[Start Data for the task]
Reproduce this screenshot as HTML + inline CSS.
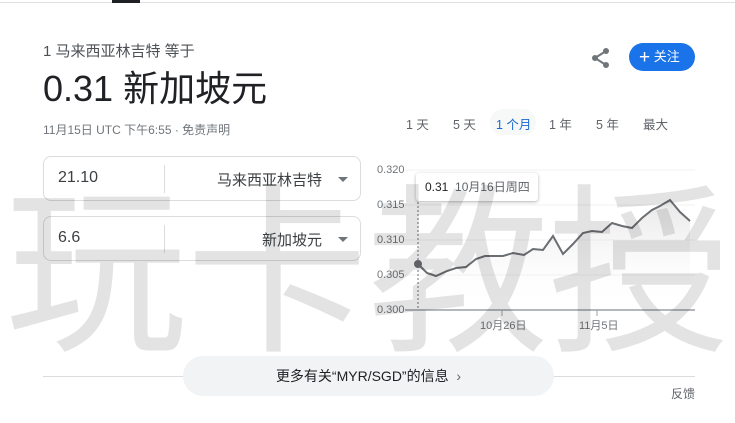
[End Data for the task]
[Start Data for the task]
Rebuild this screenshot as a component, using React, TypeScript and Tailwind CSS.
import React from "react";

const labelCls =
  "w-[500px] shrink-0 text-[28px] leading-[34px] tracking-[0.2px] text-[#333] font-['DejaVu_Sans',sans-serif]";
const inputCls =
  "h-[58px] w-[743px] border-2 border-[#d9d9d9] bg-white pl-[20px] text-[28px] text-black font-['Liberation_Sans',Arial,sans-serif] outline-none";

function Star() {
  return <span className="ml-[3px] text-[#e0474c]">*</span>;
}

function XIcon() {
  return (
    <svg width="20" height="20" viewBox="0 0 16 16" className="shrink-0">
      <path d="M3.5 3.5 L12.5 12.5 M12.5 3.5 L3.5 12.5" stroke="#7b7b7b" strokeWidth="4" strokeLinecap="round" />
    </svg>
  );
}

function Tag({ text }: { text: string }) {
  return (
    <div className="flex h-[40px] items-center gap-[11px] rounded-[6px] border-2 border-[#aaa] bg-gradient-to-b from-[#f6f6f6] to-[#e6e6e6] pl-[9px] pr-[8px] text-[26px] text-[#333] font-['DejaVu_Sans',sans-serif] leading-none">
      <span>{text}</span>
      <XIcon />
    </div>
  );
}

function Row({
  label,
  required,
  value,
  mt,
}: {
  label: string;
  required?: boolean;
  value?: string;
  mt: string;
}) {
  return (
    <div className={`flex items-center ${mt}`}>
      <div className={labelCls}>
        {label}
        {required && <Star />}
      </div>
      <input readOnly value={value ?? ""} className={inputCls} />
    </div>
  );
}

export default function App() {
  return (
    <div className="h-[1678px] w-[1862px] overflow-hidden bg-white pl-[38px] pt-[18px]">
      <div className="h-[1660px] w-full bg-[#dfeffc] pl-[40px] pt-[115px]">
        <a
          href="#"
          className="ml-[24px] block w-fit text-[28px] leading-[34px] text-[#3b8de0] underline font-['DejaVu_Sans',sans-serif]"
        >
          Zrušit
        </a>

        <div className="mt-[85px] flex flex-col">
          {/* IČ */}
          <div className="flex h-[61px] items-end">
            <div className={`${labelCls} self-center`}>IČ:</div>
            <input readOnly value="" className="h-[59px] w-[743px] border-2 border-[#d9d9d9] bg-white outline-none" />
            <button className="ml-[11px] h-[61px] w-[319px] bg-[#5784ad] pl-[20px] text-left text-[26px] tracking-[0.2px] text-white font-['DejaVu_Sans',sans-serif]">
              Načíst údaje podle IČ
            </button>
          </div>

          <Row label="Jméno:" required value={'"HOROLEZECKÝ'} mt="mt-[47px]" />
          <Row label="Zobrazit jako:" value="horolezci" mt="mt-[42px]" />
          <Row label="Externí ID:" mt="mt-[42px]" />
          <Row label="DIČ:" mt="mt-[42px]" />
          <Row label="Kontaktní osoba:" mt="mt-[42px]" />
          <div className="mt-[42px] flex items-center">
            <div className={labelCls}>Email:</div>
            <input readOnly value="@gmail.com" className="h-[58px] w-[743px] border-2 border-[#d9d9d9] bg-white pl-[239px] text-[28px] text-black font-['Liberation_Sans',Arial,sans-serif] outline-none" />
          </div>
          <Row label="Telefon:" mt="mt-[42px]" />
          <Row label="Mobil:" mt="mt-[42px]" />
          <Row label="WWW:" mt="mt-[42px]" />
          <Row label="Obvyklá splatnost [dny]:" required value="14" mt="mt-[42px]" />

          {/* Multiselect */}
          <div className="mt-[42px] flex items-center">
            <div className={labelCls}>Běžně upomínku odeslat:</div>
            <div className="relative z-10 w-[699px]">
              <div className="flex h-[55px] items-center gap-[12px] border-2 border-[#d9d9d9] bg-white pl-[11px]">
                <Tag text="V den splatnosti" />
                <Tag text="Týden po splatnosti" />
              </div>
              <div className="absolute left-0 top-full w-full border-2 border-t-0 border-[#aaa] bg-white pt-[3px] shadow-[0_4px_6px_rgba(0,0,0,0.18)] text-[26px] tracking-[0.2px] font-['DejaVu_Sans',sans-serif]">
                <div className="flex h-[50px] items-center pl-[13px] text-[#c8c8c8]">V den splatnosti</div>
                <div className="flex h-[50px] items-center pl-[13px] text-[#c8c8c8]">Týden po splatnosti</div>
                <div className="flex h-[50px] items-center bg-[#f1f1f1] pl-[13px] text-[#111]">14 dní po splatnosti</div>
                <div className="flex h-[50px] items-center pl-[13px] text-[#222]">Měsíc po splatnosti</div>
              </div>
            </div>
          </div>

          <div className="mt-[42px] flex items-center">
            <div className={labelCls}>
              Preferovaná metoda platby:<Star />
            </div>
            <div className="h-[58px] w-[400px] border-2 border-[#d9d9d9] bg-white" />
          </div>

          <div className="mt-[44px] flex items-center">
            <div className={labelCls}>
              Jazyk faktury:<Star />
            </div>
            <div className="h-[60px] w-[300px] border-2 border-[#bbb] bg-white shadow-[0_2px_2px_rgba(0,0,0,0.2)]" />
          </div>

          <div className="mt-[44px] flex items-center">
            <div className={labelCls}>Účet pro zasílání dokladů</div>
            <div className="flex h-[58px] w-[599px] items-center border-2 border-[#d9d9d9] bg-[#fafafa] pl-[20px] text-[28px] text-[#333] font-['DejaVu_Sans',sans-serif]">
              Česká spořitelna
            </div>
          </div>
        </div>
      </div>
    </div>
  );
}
[End Data for the task]
» **What needs to be done**: Extract and output the part that opens with the line containing "Rebuild this screenshot" and closes with the line containing "import React from", unchanged, ends included.

» **The result**:
Rebuild this screenshot as a component, using React, TypeScript and Tailwind CSS.
import React from "react";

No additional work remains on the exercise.